«Entonces, vuelto el Señor, miró a Pedro; y Pedro se acordó de la palabra del Señor, que le había dicho: Antes que el gallo cante, me negarás tres veces» (Luc. 22:61). Este es el punto de crisis que tuvo que experimentar el apóstol Pedro para poder conocerse a sí mismo y saber que en él había una gran limitación para los propósitos de Dios. «Y Pedro, saliendo fuera, lloró amargamente» (Luc. 22:62).

Este llanto era mucho más que una simple aflicción; implicaba reconocer que en sus capacidades naturales él no podía servir al Maestro, no podía seguir el camino de la cruz. Seguramente Pedro recordó de las palabras que él mismo había dicho antes: «Aunque todos se escandalicen de ti, yo nunca me escandalizaré … Aunque me sea necesario morir contigo, no te negaré» (Mat. 26:33, 35).

Pero la respuesta del Señor, anticipando la experiencia de Pedro, es: «Simón, Simón, he aquí Satanás os ha pedido para zarandearos como a trigo; pero yo he rogado por ti, que tu fe no falte; y tú, una vez vuelto, confirma a tus hermanos» (Luc. 22:31-32). Fue como decirle: «Pedro, tú vas a pasar por una amarga experiencia. Lo que ahora no entiendes, lo comprenderás entonces, una vez que pases por la crisis, una vez vuelto, una vez que te conviertas…».

Queremos enfatizar la palabra volverse, convertirse. Cuando conocimos al Señor, nuestro espíritu fue alcanzado, y nos convertimos a él. Sin embargo, también necesitamos de una nueva forma de conversión. Cuando el Señor dice a Pedro: «una vez vuelto», es como decirle: «cuando te conviertas». ¿Acaso Pedro no se había convertido, no se había vuelto de sus cosas, de su mundo, cuando el Señor lo llamó por primera vez? ¿Acaso nosotros, cuando el Señor nos llamó por primera vez, no dejamos atrás el mundo, para seguirle?

Pero aquí, la conversión de la cual el Señor habla a Pedro tiene que ver con volverse de sí mismo a Cristo, con negarse a sí mismo y no negar a Cristo. Cuando no nos negamos a nosotros mismos, cuando aún estamos vueltos hacia nosotros mismos, lo estamos negando a él. Todavía hay algo irreductible, que está de pie en nosotros, y que no lo hemos rendido al Señor. Por eso es necesaria esta palabra, porque el Señor quiere que le rindamos todo lo que somos.

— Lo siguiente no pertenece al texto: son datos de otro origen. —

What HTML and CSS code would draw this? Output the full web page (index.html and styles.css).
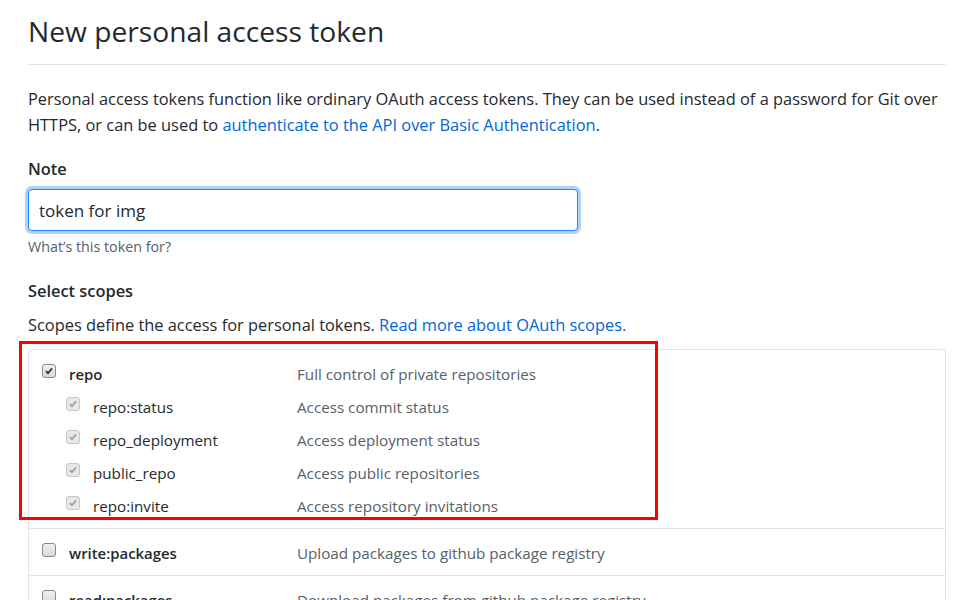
FILE: index.html
```html
<!DOCTYPE html>
<html lang="en">
<head>
<meta charset="utf-8">
<title>New personal access token</title>
<link rel="stylesheet" href="styles.css">
</head>
<body>
<div class="page">
  <div class="subhead">
    <h1 class="subhead-heading">New personal access token</h1>
  </div>
  <p class="intro">Personal access tokens function like ordinary OAuth access tokens. They can be used instead of a password for Git over HTTPS, or can be used to <a href="#">authenticate to the API over Basic Authentication</a>.</p>

  <div class="form-group">
    <label class="form-label" for="note">Note</label>
    <div class="input-wrap"><input id="note" class="form-input" type="text" value="token for img"></div>
    <p class="note">What’s this token for?</p>
  </div>

  <h2 class="form-label scopes-title">Select scopes</h2>
  <p class="scopes-desc">Scopes define the access for personal tokens. <a href="#">Read more about OAuth scopes.</a></p>

  <div class="scopes">
    <div class="annotation"></div>
    <div class="scope-group">
      <div class="scope-row top">
        <span class="cb checked"><svg viewBox="0 0 13 13"><path d="M3.2 6.6 L5.4 8.9 L9.8 3.6"/></svg></span>
        <span class="scope-name bold">repo</span>
        <span class="scope-desc">Full control of private repositories</span>
      </div>
      <div class="scope-row sub">
        <span class="cb checked disabled"><svg viewBox="0 0 13 13"><path d="M3.2 6.6 L5.4 8.9 L9.8 3.6"/></svg></span>
        <span class="scope-name">repo:status</span>
        <span class="scope-desc">Access commit status</span>
      </div>
      <div class="scope-row sub">
        <span class="cb checked disabled"><svg viewBox="0 0 13 13"><path d="M3.2 6.6 L5.4 8.9 L9.8 3.6"/></svg></span>
        <span class="scope-name">repo_deployment</span>
        <span class="scope-desc">Access deployment status</span>
      </div>
      <div class="scope-row sub">
        <span class="cb checked disabled"><svg viewBox="0 0 13 13"><path d="M3.2 6.6 L5.4 8.9 L9.8 3.6"/></svg></span>
        <span class="scope-name">public_repo</span>
        <span class="scope-desc">Access public repositories</span>
      </div>
      <div class="scope-row sub">
        <span class="cb checked disabled"><svg viewBox="0 0 13 13"><path d="M3.2 6.6 L5.4 8.9 L9.8 3.6"/></svg></span>
        <span class="scope-name">repo:invite</span>
        <span class="scope-desc">Access repository invitations</span>
      </div>
    </div>
    <div class="scope-group">
      <div class="scope-row top">
        <span class="cb"></span>
        <span class="scope-name bold">write:packages</span>
        <span class="scope-desc">Upload packages to github package registry</span>
      </div>
    </div>
    <div class="scope-group">
      <div class="scope-row top">
        <span class="cb"></span>
        <span class="scope-name bold">read:packages</span>
        <span class="scope-desc">Download packages from github package registry</span>
      </div>
    </div>
  </div>
</div>
</body>
</html>
```

FILE: styles.css
```css
html, body {
  margin: 0;
  padding: 0;
  background: #fff;
}
body {
  font-family: "Open Sans", "Noto Sans", "Liberation Sans", sans-serif;
  font-size: 16.4px;
  line-height: 26px;
  color: #24292e;
}
a {
  color: #0366d6;
  text-decoration: none;
}
.page {
  width: 918px;
  padding: 12px 0 0 28px;
}
.subhead {
  padding-bottom: 14px;
  border-bottom: 1px solid #e1e4e8;
}
.subhead-heading {
  margin: 0;
  font-size: 28.2px;
  font-weight: 400;
  line-height: 38px;
}
.intro {
  margin: 21px 0 18px;
}
.form-label {
  display: block;
  margin: 0;
  font-size: 16.4px;
  font-weight: 600;
  line-height: 26px;
}
.input-wrap {
  margin-top: 7px;
}
.form-input {
  box-sizing: border-box;
  width: 550px;
  height: 42px;
  margin: 0;
  padding: 0 10px;
  font-family: inherit;
  font-size: 17px;
  color: #24292e;
  border: 1px solid #2188ff;
  border-radius: 4px;
  outline: none;
  box-shadow: 0 0 0 3px rgba(3, 102, 214, 0.3);
}
.note {
  margin: 6px 0 0;
  font-size: 14.3px;
  line-height: 20px;
  color: #586069;
}
.scopes-title {
  margin-top: 21px;
}
.scopes-desc {
  margin: 8px 0 11px;
}
.scopes {
  position: relative;
  border: 1px solid #e1e4e8;
  border-radius: 4px;
  height: 260px;
  font-size: 15.2px;
}
.annotation {
  position: absolute;
  left: -10px;
  top: -9px;
  width: 633px;
  height: 173px;
  border: 3px solid #ff0000;
  pointer-events: none;
}
.scope-group {
  padding: 7px 0 6px 13px;
  border-bottom: 1px solid #e1e4e8;
}
.scope-group:last-child {
  border-bottom: none;
}
.scope-row {
  display: flex;
  align-items: center;
  height: 33px;
}
.scope-row.sub {
  padding-left: 24px;
}
.cb {
  box-sizing: border-box;
  flex: none;
  width: 14px;
  height: 14px;
  margin-top: -6px;
  border: 1px solid #8a8a8a;
  border-radius: 3px;
  background: linear-gradient(#f0f0f0, #dadada);
}
.cb svg {
  display: block;
  width: 12px;
  height: 12px;
}
.cb svg path {
  fill: none;
  stroke: #333;
  stroke-width: 2;
}
.cb.disabled {
  border-color: #c6c6c6;
  background: #e8e8e8;
}
.cb.disabled svg path {
  stroke: #a0a0a0;
}
.scope-name {
  width: 228px;
  margin-left: 13px;
}
.scope-row.sub .scope-name {
  width: 204px;
}
.scope-name.bold {
  font-weight: 600;
  font-size: 14.9px;
}
.scope-desc {
  color: #586069;
}
```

Indudablemente, lo que más nos cuesta rendir es nuestro yo. Podemos renunciar a todas las demás cosas, entregar nuestros bienes, nuestro tiempo; dejar nuestros trabajos para seguir al Señor y servir en su obra. Pero el Señor no va a estar conforme hasta el día en que se lo demos todo a él.

Al Señor no le sirve una entrega a medias. No sirve que le entregues cosas al Señor. Él te quiere a ti, quiere tu alma, tu yo, rendido a él. Porque no pueden permanecer ambos – Cristo y el yo en nosotros. Antes bien, lo que Dios quiere es que Cristo permanezca en pie, y que el alma venga a ser un siervo que se postra ante Su estrado, reconociendo que Él es quien debe reinar en el trono de cada corazón.